Comparemos com a Constituição Brasileira, promulgada em 5 de outubro de 1988, que ao completar seu 36º aniversário já incluíra 134 emendas ao texto original. Isso se deve ao fato de ser elaborada quando o Brasil ainda tinha o sonho de país nacionalista e desenvolvimentista. Estas emendas foram substituindo este sonho pela realidade neoliberal financeira que nos oprime desde a submissão ao Consenso de Washington (1989).

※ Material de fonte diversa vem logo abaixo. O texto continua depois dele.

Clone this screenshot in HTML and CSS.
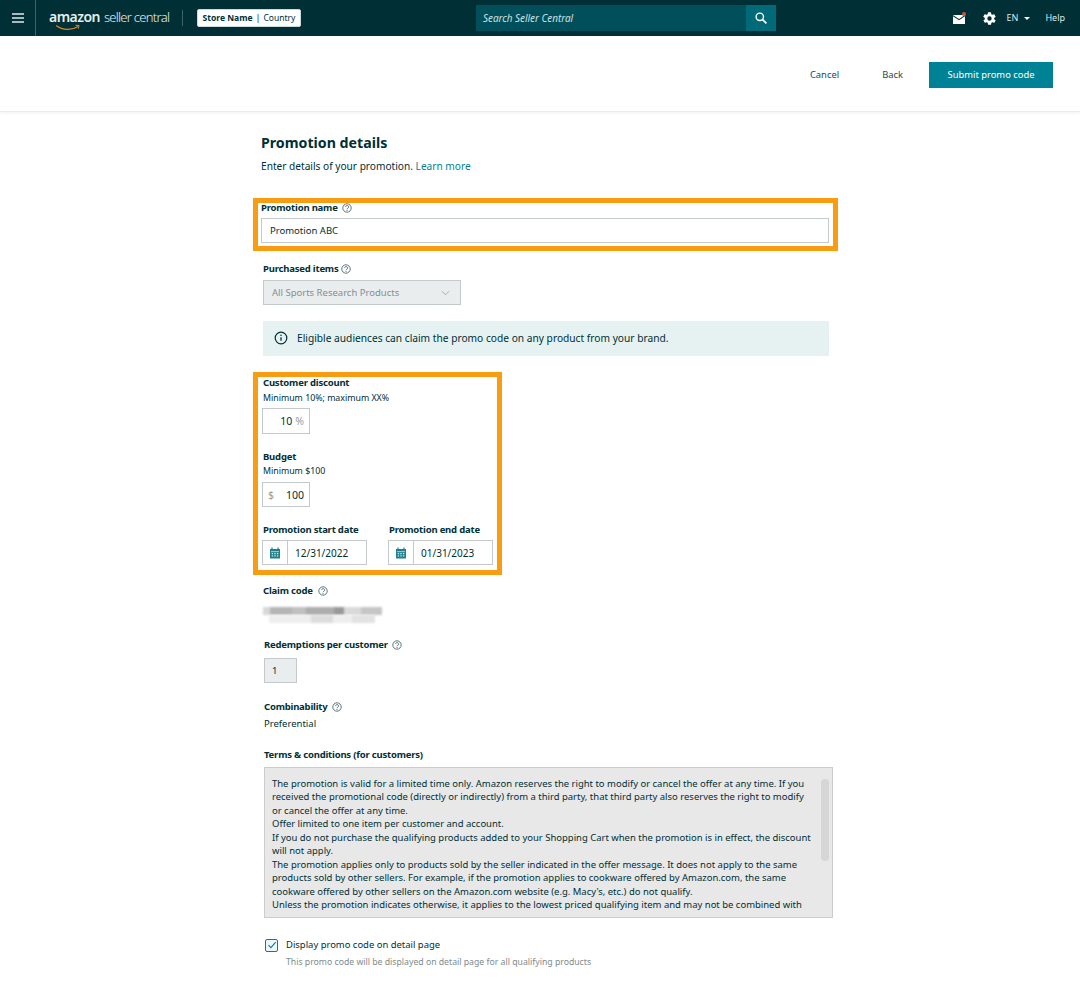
FILE: index.html
```html
<!DOCTYPE html>
<html lang="en">
<head>
<meta charset="utf-8">
<title>Promotion details</title>
<link rel="stylesheet" href="styles.css">
</head>
<body>
<header class="topbar">
  <div class="menu-cell">
    <svg class="menu-icon" viewBox="0 0 12 10" width="12" height="10"><path d="M0 1h12M0 5h12M0 9h12" stroke="#dfe9ea" stroke-width="1.6"/></svg>
  </div>
  <div class="logo">
    <span class="logo-amazon">amazon</span><span class="logo-seller">seller central</span>
    <svg class="logo-smile" viewBox="0 0 26 8" width="26" height="8"><path d="M1 1.5C8 6.5 17 6.5 23 2.5" fill="none" stroke="#d58a2a" stroke-width="1.1"/><path d="M20.5 1.2l3.6.3-.9 3.2" fill="none" stroke="#d58a2a" stroke-width="1"/></svg>
  </div>
  <div class="logo-divider"></div>
  <div class="store-chip"><b>Store Name</b><span class="chip-sep">|</span><span>Country</span></div>
  <div class="search">
    <span class="search-text">Search Seller Central</span>
    <span class="search-btn">
      <svg viewBox="0 0 12 12" width="12" height="12"><circle cx="4.8" cy="4.8" r="3.7" fill="none" stroke="#fff" stroke-width="1.4"/><path d="M7.6 7.6l3.8 3.8" stroke="#fff" stroke-width="1.6"/></svg>
    </span>
  </div>
  <div class="top-right">
    <svg class="mail" viewBox="0 0 13 12" width="13" height="12"><path d="M0 3h12v9H0z" fill="#fff"/><path d="M0 3.6l6 4 6-4" fill="none" stroke="#002f36" stroke-width="1.1"/><circle cx="11" cy="2" r="2" fill="#c5553d"/></svg>
    <svg class="gear" viewBox="0 0 24 24" width="15" height="15"><path fill="#fff" fill-rule="evenodd" d="M19.4 13a7.6 7.6 0 0 0 0-2l2.1-1.6a.5.5 0 0 0 .1-.7l-2-3.4a.5.5 0 0 0-.6-.2l-2.5 1a7.4 7.4 0 0 0-1.7-1l-.4-2.7a.5.5 0 0 0-.5-.4h-4a.5.5 0 0 0-.5.4l-.4 2.7a7.4 7.4 0 0 0-1.7 1l-2.5-1a.5.5 0 0 0-.6.2l-2 3.4a.5.5 0 0 0 .1.7L4.6 11a7.6 7.6 0 0 0 0 2l-2.1 1.6a.5.5 0 0 0-.1.7l2 3.4c.1.2.4.3.6.2l2.5-1c.5.4 1.1.7 1.7 1l.4 2.7c0 .2.3.4.5.4h4c.2 0 .5-.2.5-.4l.4-2.7c.6-.3 1.2-.6 1.7-1l2.5 1c.2.1.5 0 .6-.2l2-3.4a.5.5 0 0 0-.1-.7zM12 15.5a3.5 3.5 0 1 1 0-7 3.5 3.5 0 0 1 0 7z"/></svg>
    <span class="lang">EN</span>
    <span class="caret"></span>
    <span class="help">Help</span>
  </div>
</header>

<div class="actions">
  <a class="action-link action-cancel">Cancel</a>
  <a class="action-link action-back">Back</a>
  <button class="submit">Submit promo code</button>
</div>

<main class="form">
  <h1 class="title">Promotion details</h1>
  <p class="intro">Enter details of your promotion. <a class="link">Learn more</a></p>

  <section class="hl hl-name">
    <div class="label">Promotion name <svg class="q" viewBox="0 0 10 10" width="10" height="10"><use href="#qm"/></svg></div>
    <div class="input input-name">Promotion ABC</div>
  </section>

  <div class="label label-purchased">Purchased items <svg class="q q-tight" viewBox="0 0 10 10" width="10" height="10"><use href="#qm"/></svg></div>
  <div class="select">
    <span>All Sports Research Products</span>
    <svg viewBox="0 0 10 6" width="9" height="6"><path d="M1 1l4 4 4-4" fill="none" stroke="#a0a8a9" stroke-width="1"/></svg>
  </div>

  <div class="info">
    <svg viewBox="0 0 14 14" width="14" height="14"><circle cx="7" cy="7" r="5.8" fill="none" stroke="#002f36" stroke-width="1.2"/><path d="M7 6.2v3.6" stroke="#002f36" stroke-width="1.3"/><circle cx="7" cy="4.2" r=".8" fill="#002f36"/></svg>
    <span>Eligible audiences can claim the promo code on any product from your brand.</span>
  </div>

  <section class="hl hl-terms">
    <div class="label label-inset">Customer discount</div>
    <div class="sub">Minimum 10%; maximum XX%</div>
    <div class="input num"><span class="val val-pct">10</span><span class="unit">%</span></div>

    <div class="label label-inset label-budget">Budget</div>
    <div class="sub sub-budget">Minimum $100</div>
    <div class="input num num-budget"><span class="unit">$</span><span class="val val-usd">100</span></div>

    <div class="dates">
      <div class="date-col">
        <div class="label label-inset">Promotion start date</div>
        <div class="date">
          <span class="cal"><svg viewBox="0 0 12 12" width="12" height="12"><use href="#cal"/></svg></span>
          <span class="date-val">12/31/2022</span>
        </div>
      </div>
      <div class="date-col">
        <div class="label label-inset">Promotion end date</div>
        <div class="date">
          <span class="cal"><svg viewBox="0 0 12 12" width="12" height="12"><use href="#cal"/></svg></span>
          <span class="date-val">01/31/2023</span>
        </div>
      </div>
    </div>
  </section>

  <div class="label label-claim">Claim code <svg class="q q-claim" viewBox="0 0 10 10" width="10" height="10"><use href="#qm"/></svg></div>
  <div class="blur-code">
    <div class="blur-row blur-row-a"></div>
    <div class="blur-row blur-row-b"></div>
  </div>

  <div class="label label-red">Redemptions per customer <svg class="q" viewBox="0 0 10 10" width="10" height="10"><use href="#qm"/></svg></div>
  <div class="input red-input">1</div>

  <div class="label label-comb">Combinability <svg class="q" viewBox="0 0 10 10" width="10" height="10"><use href="#qm"/></svg></div>
  <div class="pref">Preferential</div>

  <div class="label label-tc">Terms &amp; conditions (for customers)</div>
  <div class="terms">
    <p>The promotion is valid for a limited time only. Amazon reserves the right to modify or cancel the offer at any time. If you<br>
    received the promotional code (directly or indirectly) from a third party, that third party also reserves the right to modify<br>
    or cancel the offer at any time.<br>
    Offer limited to one item per customer and account.<br>
    If you do not purchase the qualifying products added to your Shopping Cart when the promotion is in effect, the discount<br>
    will not apply.<br>
    The promotion applies only to products sold by the seller indicated in the offer message. It does not apply to the same<br>
    products sold by other sellers. For example, if the promotion applies to cookware offered by Amazon.com, the same<br>
    cookware offered by other sellers on the Amazon.com website (e.g. Macy's, etc.) do not qualify.<br>
    Unless the promotion indicates otherwise, it applies to the lowest priced qualifying item and may not be combined with</p>
    <span class="thumb"></span>
  </div>

  <div class="check-row">
    <span class="check"><svg viewBox="0 0 10 10" width="10" height="10"><path d="M1.5 5.2l2.4 2.4 4.8-5.4" fill="none" stroke="#008296" stroke-width="1.1"/></svg></span>
    <span class="check-label">Display promo code on detail page</span>
  </div>
  <div class="check-sub">This promo code will be displayed on detail page for all qualifying products</div>
</main>

<svg class="defs" width="0" height="0">
  <defs>
    <g id="qm"><circle cx="5" cy="5" r="4.2" fill="none" stroke="#33565c" stroke-width=".8"/><path d="M3.6 4a1.5 1.4 0 1 1 2.3 1.2c-.6.4-.9.6-.9 1.1" fill="none" stroke="#33565c" stroke-width=".8"/><circle cx="5" cy="7.6" r=".5" fill="#33565c"/></g>
    <g id="cal"><path d="M1 2h10v9.5H1z" fill="#1f7f8c"/><path d="M3 .5v2.5M9 .5v2.5" stroke="#1f7f8c" stroke-width="1.2"/><path d="M2 4.4h8v.7H2z" fill="#e6f2f2"/><path d="M2.7 6h1.4v1.2H2.7zM5.3 6h1.4v1.2H5.3zM7.9 6h1.4v1.2H7.9zM2.7 8.2h1.4v1.2H2.7zM5.3 8.2h1.4v1.2H5.3zM7.9 8.2h1.4v1.2H7.9z" fill="#cfe6e8"/></g>
  </defs>
</svg>
</body>
</html>
```

FILE: styles.css
```css
* { box-sizing: border-box; }
html, body { margin: 0; padding: 0; }
body {
  width: 1080px;
  height: 990px;
  overflow: hidden;
  background: #fff;
  color: #002f36;
  font-family: "Noto Sans", "Open Sans", sans-serif;
  font-size: 10px;
  line-height: 14px;
}
p { margin: 0; }

.topbar {
  height: 36px;
  background: #002f36;
  display: flex;
  align-items: center;
  color: #fff;
}
.menu-cell {
  width: 36px;
  height: 36px;
  border-right: 1px solid #3f6369;
  display: flex;
  align-items: center;
  justify-content: center;
}
.logo {
  position: relative;
  margin: -3px 0 0 13px;
  width: 133px;
  display: flex;
  align-items: baseline;
  color: #e3eeee;
  white-space: nowrap;
}
.logo-amazon { font-size: 14px; font-weight: 600; letter-spacing: -.55px; margin-right: 4px; }
.logo-seller { font-size: 13px; font-weight: 300; letter-spacing: -.72px; }
.logo-smile { position: absolute; left: 6px; top: 14px; }
.logo-divider { width: 1px; height: 16px; background: #3f6369; margin-left: 0; }
.store-chip {
  margin-left: 14px;
  width: 104px;
  height: 18px;
  background: #fff;
  border: 1px solid #c9dadc;
  border-radius: 2px;
  color: #002f36;
  font-size: 8.5px;
  display: flex;
  align-items: center;
  justify-content: center;
  gap: 3px;
}
.chip-sep { font-size: 9px; }
.search {
  margin-left: 175px;
  width: 300px;
  height: 26px;
  background: #004f5b;
  display: flex;
  align-items: center;
  justify-content: space-between;
  padding-left: 7px;
}
.search-text { font-style: italic; font-size: 9.9px; color: #cfe0e2; }
.search-btn {
  width: 30px;
  height: 26px;
  background: #006a78;
  display: flex;
  align-items: center;
  justify-content: center;
}
.top-right {
  margin-left: auto;
  padding-right: 15px;
  display: flex;
  align-items: center;
  font-size: 9px;
  color: #dfe9ea;
}
.gear { margin-left: 16px; }
.lang { margin-left: 10px; }
.caret {
  margin-left: 6px;
  border-left: 3px solid transparent;
  border-right: 3px solid transparent;
  border-top: 3px solid #fff;
}
.help { margin-left: 15px; }

.actions {
  height: 76px;
  display: flex;
  align-items: center;
  justify-content: flex-end;
  padding: 2px 27px 0 0;
  border-bottom: 1px solid #ececec;
  box-shadow: 0 1px 3px rgba(0,0,0,.06);
}
.action-link { font-size: 9.4px; color: #1e4a50; }
.action-cancel { margin-right: 43px; }
.action-back { margin-right: 26px; }
.submit {
  width: 124px;
  height: 26px;
  border: 0;
  background: #008296;
  color: #fff;
  font: inherit;
  font-size: 9.4px;
}

.form {
  margin-left: 253px;
  width: 585px;
  padding-top: 21px;
}
.title { margin: 0 0 0 8px; font-size: 14.2px; line-height: 20px; font-weight: 700; color: #002f36; }
.intro { margin: 6px 0 0 8px; font-size: 10.15px; line-height: 14px; }
.link { color: #008296; }

.label { font-weight: 700; font-size: 9.5px; letter-spacing: -.2px; line-height: 12px; color: #002f36; white-space: nowrap; }
.q { vertical-align: -2px; margin-left: 2px; }
.q-tight { margin-left: 0; }
.q-claim { margin-left: 3px; }

.hl { border: 5px solid #f89c12; }
.hl-name { margin-top: 25px; width: 585px; height: 53px; padding: 0 4px 0 3px; }
.hl-name .label { line-height: 10px; }
.input {
  height: 25px;
  border: 1px solid #c4cacb;
  background: #fff;
  font-size: 9.5px;
  display: flex;
  align-items: center;
}
.input-name { margin-top: 5px; width: 568px; padding-left: 8px; }

.label-purchased { margin: 12px 0 0 10px; }
.select {
  margin: 5px 0 0 10px;
  width: 198px;
  height: 25px;
  background: #eaeded;
  border: 1px solid #c4cacb;
  color: #848f91;
  font-size: 9.5px;
  display: flex;
  align-items: center;
  justify-content: space-between;
  padding: 0 10px 0 8px;
}
.info {
  margin: 16px 0 0 10px;
  width: 566px;
  height: 35px;
  background: #e6f2f2;
  display: flex;
  align-items: center;
  gap: 9px;
  padding: 0 0 2px 11px;
  font-size: 10.2px;
}

.hl-terms { margin-top: 16px; width: 249px; height: 203px; padding: 0 0 0 4px; }
.label-inset { margin-left: 1px; }
.sub { font-size: 8.8px; line-height: 14px; margin: 2px 0 0 1px; }
.sub-budget { margin-top: 1px; }
.num { margin-top: 3px; width: 48px; height: 26px; font-size: 10.5px; justify-content: space-between; padding: 0 5px; }
.num-budget { margin-top: 4px; height: 25px; }
.unit { color: #979fa0; }
.val-pct { margin-left: auto; margin-right: 3px; }
.val-usd { margin-left: auto; margin-right: 0; }
.label-budget { margin-top: 17px; }
.dates { display: flex; gap: 21px; margin-top: 17px; }
.date-col { width: 105px; }
.date {
  margin-top: 4px;
  height: 25px;
  border: 1px solid #c4cacb;
  display: flex;
  align-items: center;
  font-size: 10px;
}
.cal {
  width: 25px;
  height: 23px;
  border-right: 1px solid #c4cacb;
  display: flex;
  align-items: center;
  justify-content: center;
}
.date-val { margin-left: 7px; }

.label-claim { margin: 10px 0 0 10px; }
.blur-code { margin: 10px 0 0 10px; width: 119px; height: 16px; }
.blur-row { height: 8px; filter: blur(.8px); }
.blur-row-a {
  background: linear-gradient(90deg, #d8d8d8 0 6%, #b5b5b5 6% 24%, #c0c0c0 24% 36%, #adadad 36% 60%, #999 60% 68%, #d9d9d9 68% 82%, #c6c6c6 82% 100%);
}
.blur-row-b {
  margin-left: 6px;
  width: 106px;
  background: linear-gradient(90deg, #eee 0 40%, #dcdcdc 40% 60%, #eee 60% 78%, #e2e2e2 78% 100%);
}

.label-red { margin: 16px 0 0 11px; }
.red-input { margin: 7px 0 0 11px; width: 33px; background: #eaeded; padding-left: 7px; }
.label-comb { margin: 18px 0 0 11px; }
.pref { margin: 4px 0 0 11px; font-size: 9.5px; }
.label-tc { margin: 18px 0 0 11px; }

.terms {
  position: relative;
  margin: 6px 0 0 11px;
  width: 569px;
  height: 151px;
  background: #e8e8e8;
  border: 1px solid #c9cdcd;
  padding: 9px 0 0 7px;
  font-size: 9.47px;
  line-height: 13.45px;
  white-space: nowrap;
  overflow: hidden;
}
.thumb {
  position: absolute;
  left: 556px;
  top: 11px;
  width: 8px;
  height: 82px;
  border-radius: 4px;
  background: #d6d6d6;
}

.check-row { display: flex; align-items: center; margin: 20px 0 0 12px; }
.check {
  width: 13px;
  height: 13px;
  border: 1px solid #008296;
  border-radius: 2px;
  background: #eef7f8;
  display: flex;
  align-items: center;
  justify-content: center;
}
.check-label { margin-left: 8px; font-size: 9.45px; }
.check-sub { margin: 3px 0 0 33px; font-size: 8.7px; color: #7d8b8d; }
.defs { position: absolute; }
```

O que explica, porém, a persistência e a longevidade dos preceitos constitucionais estadunidenses? O fato de ser uma Constituição para uma plutocracia, para o governo dos ricos, que diretamente, como no caso dos Bush e do Donald Trump, ou indiretamente, como com Ronald Reagan e Barack Obama, são somente a voz (e ação) dos donos. E, quando a consciência ou um interesse inaceitável dos bilionários se coloca à decisão do presidente que recusa aprová-lo, ele sofre um atentado, como se sabe agora com a liberação dos documentos da morte de John F. Kennedy, por decisão de Trump.

Existe um sistema de comunicação voltado a apagar da cognição coletiva o passado e a história dos povos. Ao escolhermos os Estados Unidos — que estão longe de ser a “pátria da liberdade e da democracia” — é porque suas colônias, como o Brasil e grande parte da América Latina, ainda sofrem os efeitos da Doutrina Monroe (1823) e do Destino Manifesto (1845) e sequer têm condições de construir uma história própria quando ela colide com os interesses norte-americanos.

Essa influência vai além das Américas, alcançando a África, como retratado no documentário Trilha Sonora de um Golpe de Estado, e a Ásia, como exemplificado na Conferência de Bandung (1955), onde versões estadunidenses e soviéticas se uniram para impedir o surgimento de uma terceira força política internacional.

O poder depende mais da comunicação do que das realizações, como se vê no Brasil a partir de 1990, sob o domínio neoliberal financeiro, retrocedendo na educação (o governador bolsonarista de São Paulo, impedido pelo Poder Judiciário, desejou leiloar as escolas públicas) e ampliando as redes privadas de comunicação digital.